The worst feeling

August 31, 2016 0 Comments

Every summer as a kid, I would spend two weeks with my grandmother in Maryland.  She would always sign me up for camps…there was tennis camp, art camp…she even sent me to farm camp. “I have to milk what??” Yep…city girl.

But it’s the gymnastics camp I remember the most.  I was in 3rd grade and I was nervous to go.  That’s the one thing a lot of people don’t realize about me…as loud and outgoing as I am, I get anxious walking into a room full of strangers.  And this gymnastics camp is the reason I’m like that.

I remember walking into the gym…all I can hear was a lot of laughter and talking.  I looked around and saw SO many girls my age.  They all looked the same…had really long ponytails or a cool French braid.  I was always jealous of those girls.  Without my mom knowing, my Dad took me to his BARBER to get my hair chopped off. His BARBER. So yeah…I had a boy’s haircut. It was awful.

As it was time to line up and wait to hear our name called out, I heard whispering and I saw a lot of finger pointing.  “Who is that? She looks so weird? Why is she even here? Look at her hair!” Yep. The pretty girls with the enviable hair were talking about me…and they were making fun of me.

I had that sick feeling in my stomach…like someone punched me.  I remember my face feeling like it was on fire…it looked like a tomato…I was just so embarrassed and humiliated.  These girls who I didn’t even know were making fun of me.  At 8-years-old I didn’t understand it at all.

So while those girls all huddled together on the mats during lunch time.  I tried to get in on one of those circles but the girls moved to sit closer together…blocking me out.  So I sat off in a corner by myself.  I remember lifting the napkin out of my brown paper lunch bag that my grandmother packed and I saw her handwriting: “Have fun! Love, Gramma.”  Ughh…I wanted to have fun. But I felt so lonely…I was hating every minute of it.
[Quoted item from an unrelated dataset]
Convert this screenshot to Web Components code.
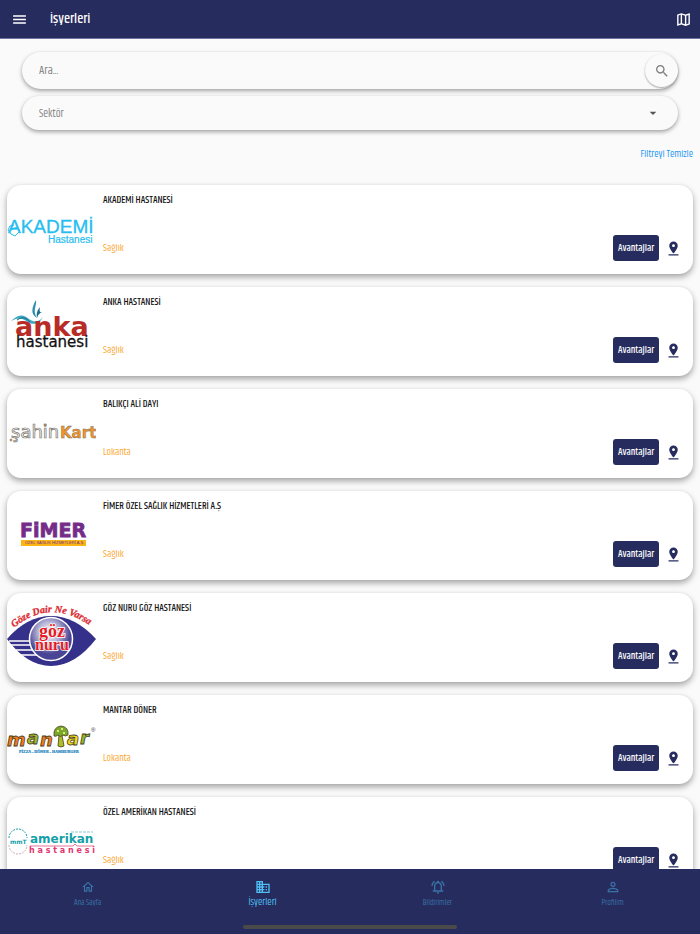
<!DOCTYPE html>
<html lang="tr">
<head>
<meta charset="utf-8">
<meta name="viewport" content="width=device-width, initial-scale=1">
<title>İşyerleri</title>
<style>
  body {
    margin: 0;
    font-family: Khand, "Liberation Sans Narrow", "Roboto Condensed", "Liberation Sans", sans-serif;
    --navy: #272c5e;
    --page: #fafafa;
  }
  .bold { font-family: "DejaVu Sans", sans-serif; font-weight: bold; }
  .wide { font-family: "DejaVu Sans", sans-serif; }
  .sans { font-family: "Liberation Sans", sans-serif; }
  .serif { font-family: "Liberation Serif", serif; font-weight: bold; }
</style>
</head>
<body>
<app-shell>
  <app-header slot="header" heading="İşyerleri"></app-header>
  <business-filter></business-filter>
  <business-list>
    <business-card name="AKADEMİ HASTANESİ" category="Sağlık">
      <svg slot="logo" viewBox="0 0 89 89" fill="#27bdf0">
        <text class="sans" x="1" y="48" font-size="19" stroke="#27bdf0" stroke-width=".3">AKADEMİ</text>
        <text class="sans" x="41" y="58" font-size="10" stroke="#27bdf0" stroke-width=".2">Hastanesi</text>
        <path d="M7 40l-4 1-2 4 3 4 4 2 5-5-3-4-6 3" fill="none" stroke="#27bdf0"/>
      </svg>
    </business-card>
    <business-card name="ANKA HASTANESİ" category="Sağlık">
      <svg slot="logo" viewBox="0 0 89 89">
        <path d="M4 34c8-7 12-7 18-2 5 4 10 3 14-2-3 6-9 9-15 5-6-4-9-5-17-1z" fill="#3aa9c4"/>
        <path d="M29 13c1 6-4 10 1 18-7-4-5-11-1-18z" fill="#2b8fae"/>
        <path d="M37 25c-4 0-6 3-7 6-1-4 0-8 3-11-1 5 0 6 4 5z" fill="#1e6f8c"/>
        <path d="M10 33c6-4 9-2 13 2" fill="none" stroke="#176480"/>
        <text class="bold" x="8" y="49" font-size="27" fill="#b92b27">anka</text>
        <text class="wide" x="9" y="60" font-size="15" fill="#111" stroke="#111" stroke-width=".3">hastanesi</text>
      </svg>
    </business-card>
    <business-card name="BALIKÇI ALİ DAYI" category="Lokanta">
      <svg slot="logo" viewBox="0 0 89 89" stroke="#77736b" stroke-width=".7">
        <text class="wide" x="4" y="49" font-size="18" fill="#fff">şahin</text>
        <text class="bold" x="53" y="49" font-size="15" fill="#ef942a" stroke-width=".4">Kart</text>
        <circle cx="4" cy="51" r="1" fill="#ef942a"/>
        <circle cx="38" cy="36" r="1" fill="#ef942a"/>
      </svg>
    </business-card>
    <business-card name="FİMER ÖZEL SAĞLIK HİZMETLERİ A.Ş" category="Sağlık">
      <svg slot="logo" viewBox="0 0 89 89" fill="#752c89">
        <text class="bold" x="13" y="46" font-size="19" stroke="#752c89" stroke-width=".8">FiMER</text>
        <path d="M14 49h65v6H14z" fill="#fbb614"/>
        <text class="sans" x="18" y="53" font-size="4">ÖZEL SAĞLIK HİZMETLERİ A.Ş.</text>
      </svg>
    </business-card>
    <business-card name="GÖZ NURU GÖZ HASTANESİ" category="Sağlık">
      <svg slot="logo" viewBox="0 0 89 89">
        <defs>
          <radialGradient id="iris" cx=".45" cy=".35">
            <stop offset="0" stop-color="#fff"/>
            <stop offset=".5" stop-color="#b6b5d7"/>
            <stop offset="1" stop-color="#4a4494"/>
          </radialGradient>
          <path id="brow" d="M7 35Q44 3 88 36"/>
        </defs>
        <path d="M0 46Q20 23 44 23T89 46Q68 73 44 73T0 46z" fill="#35308a"/>
        <path d="M2 48h24M4 52h22M9 57h19M14 62h17" stroke="#fff" stroke-width="1.4"/>
        <circle cx="44" cy="46" r="21.5" fill="url(#iris)" stroke="#fff" stroke-width="1.5"/>
        <g class="serif" fill="#e41c26" stroke="#fff" stroke-width="1.5" paint-order="stroke">
          <text x="32" y="44" font-size="18">göz</text>
          <text x="28" y="57" font-size="16">nuru</text>
        </g>
        <text class="serif" font-size="10" font-style="italic" fill="#dc2a30" stroke="#dc2a30" stroke-width=".3"><textPath href="#brow">Göze Dair Ne Varsa</textPath></text>
      </svg>
    </business-card>
    <business-card name="MANTAR DÖNER" category="Lokanta">
      <svg slot="logo" viewBox="0 0 89 89">
        <g class="bold" font-size="18" font-style="italic" stroke="#4d3b20" stroke-width=".8">
          <text x="0" y="51" fill="#ef7d20">m</text>
          <text x="20" y="49" fill="#9fbd2a">a</text>
          <text x="33" y="51" fill="#ef7d20">n</text>
          <text x="60" y="50" fill="#f2df1c">a</text>
          <text x="73" y="49" fill="#8dbb2d">r</text>
          <path d="M52 40l-1 11q3 2 6 0l-2-11z" fill="#a9bf25"/>
          <path d="M47 41q-1-9 7-10 8 1 7 9-3 2-5 0-3 3-5 0-2 2-4 1z" fill="#79a92c"/>
          <path d="M50 36h2M54 34h2M56 38h2" stroke="#e4e86a" stroke-width="2"/>
        </g>
        <text class="sans" x="84" y="37" font-size="6" fill="#333">®</text>
        <text class="serif" x="12" y="58" font-size="4" fill="#1b83bd" stroke="#1b83bd" stroke-width=".2">PİZZA - DÖNER - HAMBURGER</text>
      </svg>
    </business-card>
    <business-card name="ÖZEL AMERİKAN HASTANESİ" category="Sağlık">
      <svg slot="logo" viewBox="0 0 89 89" fill="#159fa9">
        <path d="M2 41a9 9 0 0 1 18 0" fill="none" stroke="#159fa9" stroke-dasharray="2 1"/>
        <path d="M2 48a9 9 0 0 0 18 0" fill="none" stroke="#c8b0b8" stroke-dasharray="2 1"/>
        <text class="bold" x="3" y="47" font-size="6">mmT</text>
        <path d="M64 35h22" stroke="#8dcad1" stroke-dasharray="3 1"/>
        <text class="bold" x="23" y="46" font-size="12">amerikan</text>
        <path d="M23 49h43l2-2 2 2h17" fill="none" stroke="#e3356f" stroke-width=".7"/>
        <text class="bold" x="22" y="56" font-size="8" fill="#e3356f">h a s t a n e s i</text>
      </svg>
    </business-card>
  </business-list>
  <tab-bar slot="footer"></tab-bar>
</app-shell>

<script>
const icons = {
  menu: "M3 18h18v-2H3v2zm0-5h18v-2H3v2zm0-7v2h18V6H3z",
  map: "M20.5 3l-.16.03L15 5.1 9 3 3.36 4.9c-.21.07-.36.25-.36.48V20.5c0 .28.22.5.5.5l.16-.03L9 18.9l6 2.1 5.64-1.9c.21-.07.36-.25.36-.48V3.5c0-.28-.22-.5-.5-.5zM10 5.47l4 1.4v11.66l-4-1.4V5.47zm-5 .99l3-1.01v11.7l-3 1.16V6.46zm14 11.08l-3 1.01V6.86l3-1.16v11.84z",
  search: "M15.5 14h-.79l-.28-.27C15.41 12.59 16 11.11 16 9.5 16 5.91 13.09 3 9.5 3S3 5.91 3 9.5 5.91 16 9.5 16c1.61 0 3.09-.59 4.23-1.57l.27.28v.79l5 4.99L20.49 19l-4.99-5zm-6 0C7.01 14 5 11.99 5 9.5S7.01 5 9.5 5 14 7.01 14 9.5 11.99 14 9.5 14z",
  arrow: "M7 10l5 5 5-5z",
  pin: "M18 8c0-3.31-2.69-6-6-6S6 4.69 6 8c0 4.5 6 11 6 11s6-6.5 6-11zm-8 0c0-1.1.9-2 2-2s2 .9 2 2-.89 2-2 2c-1.1 0-2-.9-2-2zM5 20v2h14v-2H5z",
  home: "M12 5.69l5 4.5V18h-2v-6H9v6H7v-7.81l5-4.5M12 3L2 12h3v8h6v-6h2v6h6v-8h3L12 3z",
  business: "M12 7V3H2v18h20V7H12zM6 19H4v-2h2v2zm0-4H4v-2h2v2zm0-4H4V9h2v2zm0-4H4V5h2v2zm4 12H8v-2h2v2zm0-4H8v-2h2v2zm0-4H8V9h2v2zm0-4H8V5h2v2zm10 12h-8v-2h2v-2h-2v-2h2v-2h-2V9h8v10zm-2-8h-2v2h2v-2zm0 4h-2v2h2v-2z",
  bell: "M12 22c1.1 0 2-.9 2-2h-4c0 1.1.9 2 2 2zm6-6v-5c0-3.07-1.63-5.64-4.5-6.32V4c0-.83-.67-1.5-1.5-1.5s-1.5.67-1.5 1.5v.68C7.64 5.36 6 7.92 6 11v5l-2 2v1h16v-1l-2-2zm-2 1H8v-6c0-2.48 1.51-4.5 4-4.5s4 2.02 4 4.5v6zM7.58 4.08L6.15 2.65C3.75 4.48 2.17 7.3 2.03 10.5h2c.15-2.65 1.51-4.97 3.55-6.42zm12.39 6.42h2c-.15-3.2-1.73-6.02-4.12-7.85l-1.42 1.43c2.02 1.45 3.39 3.77 3.54 6.42z",
  person: "M12 5.9c1.16 0 2.1.94 2.1 2.1s-.94 2.1-2.1 2.1S9.9 9.16 9.9 8s.94-2.1 2.1-2.1m0 9c2.97 0 6.1 1.46 6.1 2.1v1.1H5.9V17c0-.64 3.13-2.1 6.1-2.1M12 4C9.79 4 8 5.79 8 8s1.79 4 4 4 4-1.79 4-4-1.79-4-4-4zm0 9c-2.67 0-8 1.34-8 4v3h16v-3c0-2.66-5.33-4-8-4z"
};
const icon = (name, size = 16) =>
  `<svg width="${size}" height="${size}" viewBox="0 0 24 24" fill="currentColor" aria-hidden="true"><path d="${icons[name]}"/></svg>`;

const base = `
  *, :host { box-sizing: border-box; }
  button { font: inherit; color: inherit; background: none; border: 0; padding: 0; cursor: pointer; display: grid; place-items: center; }
  svg { display: block; }
`;

class BaseElement extends HTMLElement {
  constructor() {
    super();
    this.attachShadow({ mode: "open" });
  }
  connectedCallback() {
    const t = document.createElement("template");
    t.innerHTML = `<style>${base}${this.styles()}</style>${this.render()}`;
    this.shadowRoot.replaceChildren(t.content.cloneNode(true));
  }
}

class AppShell extends BaseElement {
  styles() {
    return `
      :host { display: flex; flex-direction: column; height: 100vh; background: var(--page); }
      main { flex: 1; min-height: 0; overflow: auto; scrollbar-width: none; }
    `;
  }
  render() {
    return `<slot name="header"></slot><main><slot></slot></main><slot name="footer"></slot>`;
  }
}

class AppHeader extends BaseElement {
  styles() {
    return `
      :host { display: block; background: var(--navy); color: #fff; border-bottom: 1px solid #7174a0; }
      header { display: flex; align-items: center; height: 38px; padding: 0 8px 0 11px; }
      h1 { flex: 1; margin: 0 0 0 22px; font-size: 14px; line-height: 16px; font-weight: 500; }
    `;
  }
  render() {
    return `<header>
      <button aria-label="Menü">${icon("menu", 17)}</button>
      <h1>${this.getAttribute("heading")}</h1>
      <button aria-label="Harita">${icon("map", 17)}</button>
    </header>`;
  }
}

class BusinessFilter extends BaseElement {
  styles() {
    return `
      :host { display: block; padding: 13px 7px 0; }
      form { display: grid; gap: 7px; padding: 0 15px; }
      .field { display: flex; align-items: center; border-radius: 19px; background: var(--page); color: #7d7d7d; box-shadow: 0 2px 4px rgba(0, 0, 0, .35), 0 0 2px rgba(0, 0, 0, .06); }
      .search { height: 37px; }
      .sector { height: 34px; display: grid; }
      .sector > * { grid-area: 1 / 1; }
      .sector svg { justify-self: end; margin-right: 17px; color: #555; pointer-events: none; }
      input, select { width: 100%; height: 100%; min-width: 0; margin: 0; padding: 0 17px; border: 0; border-radius: inherit; outline: 0; background: none; color: inherit; font-family: inherit; font-size: 12px; }
      select { appearance: none; font-size: 11px; }
      input::placeholder { color: inherit; opacity: 1; }
      .go { flex: none; width: 33px; height: 33px; border-radius: 50%; background: var(--page); box-shadow: 0 1px 2px rgba(0, 0, 0, .35); }
      .clear { display: flex; justify-content: flex-end; padding-top: 17px; }
      a { color: #2196f3; font-size: 10px; line-height: 14px; text-decoration: none; }
    `;
  }
  render() {
    return `<form onsubmit="return false">
      <div class="field search">
        <input type="text" placeholder="Ara..." aria-label="Ara">
        <button class="go" aria-label="Ara">${icon("search")}</button>
      </div>
      <div class="field sector">
        <select aria-label="Sektör"><option>Sektör</option><option>Sağlık</option><option>Lokanta</option></select>
        ${icon("arrow")}
      </div>
    </form>
    <div class="clear"><a href="#">Filtreyi Temizle</a></div>`;
  }
}

class BusinessList extends BaseElement {
  styles() {
    return `:host { display: grid; gap: 13px; padding: 24px 7px 13px; }`;
  }
  render() {
    return `<slot></slot>`;
  }
}

class BusinessCard extends BaseElement {
  styles() {
    return `
      :host { display: block; }
      article { display: flex; gap: 7px; height: 89px; border-radius: 14px; background: #fff; box-shadow: 0 3px 6px rgba(0, 0, 0, .35), 0 0 2px rgba(0, 0, 0, .06); }
      ::slotted(svg) { display: block; width: 89px; height: 89px; flex: none; }
      .info { flex: 1; display: flex; flex-direction: column; justify-content: space-between; padding: 8px 11px 13px 0; }
      h2 { margin: 0; font-size: 10px; line-height: 14px; font-weight: 500; color: #111; }
      .row { display: flex; align-items: center; gap: 6px; }
      .category { flex: 1; font-size: 10px; line-height: 14px; color: #fba52c; }
      .perks { width: 46px; height: 26px; border-radius: 3px; background: var(--navy); color: #fff; font-size: 10px; font-weight: 500; }
      .pin { color: var(--navy); }
    `;
  }
  render() {
    return `<article>
      <slot name="logo"></slot>
      <div class="info">
        <h2>${this.getAttribute("name")}</h2>
        <div class="row">
          <span class="category">${this.getAttribute("category")}</span>
          <button class="perks">Avantajlar</button>
          <button class="pin" aria-label="Konum">${icon("pin", 17)}</button>
        </div>
      </div>
    </article>`;
  }
}

class TabBar extends BaseElement {
  styles() {
    return `
      :host { display: flex; flex-direction: column; align-items: center; height: 65px; padding-bottom: 5px; background: var(--navy); }
      nav { flex: 1; width: 100%; display: grid; grid-template-columns: repeat(4, 1fr); padding-top: 10px; }
      a { display: flex; flex-direction: column; align-items: center; gap: 1px; color: #3973a8; font-size: 8px; line-height: 14px; text-decoration: none; }
      a svg { height: 16px; }
      a[aria-current] { color: #4fc0f5; font-size: 10px; line-height: 12px; }
      .handle { width: 214px; height: 4px; border-radius: 2px; background: #4b4a4a; }
    `;
  }
  render() {
    return `<nav>
      <a href="#">${icon("home", 14)}Ana Sayfa</a>
      <a href="#" aria-current="page">${icon("business")}İşyerleri</a>
      <a href="#">${icon("bell")}Bildirimler</a>
      <a href="#">${icon("person")}Profilim</a>
    </nav>
    <div class="handle"></div>`;
  }
}

customElements.define("app-shell", AppShell);
customElements.define("app-header", AppHeader);
customElements.define("business-filter", BusinessFilter);
customElements.define("business-list", BusinessList);
customElements.define("business-card", BusinessCard);
customElements.define("tab-bar", TabBar);
</script>
</body>
</html>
But then there was the dance competition near the end of the week. Long-story short,  I won this dance-off and got a little ribbon and some praise from the coaches…then suddenly, all of the “cool girls” wanted to talk to me. They wanted me to eat with them…they wanted to get to know me…they were telling me how “good” I am.

Yep. The same girls who made fun of my hair…who made fun of my clothes…who laughed hysterically when I fell off of the balance beam…who literally turned their backs on me when I tried to say hi…the ones who would walk away when I walked up to them.  Yep. Those same girls now wanted to be my friend.

My grandmother told me, “They sound like spray butter in a can.”  I said, “Huh?” “Fake Mandy. They are fake.”

So…I decided to eat by myself.

It was in that moment…at the age of 8-years-old…that I realized what ugly really looks like.

It was in that moment I realized…it’s better to be alone…then surrounded by anyone who is fake.

It was in that moment that I would eventually realize…never surround yourself with people who let opportunity control their loyalty.  If you can’t do anything for them…would they still be your unconditional friend?

My heart hurts knowing that there are kids sitting by themselves at lunch.  I remember that lonely feeling…there is nothing worse than being excluded.

I was 8-years-old a LONG TIME AGO.

And I still remember that feeling…vividly. That hurt never goes away.

Let’s continue to remind our kids it costs nothing to be kind…but it means more than the world.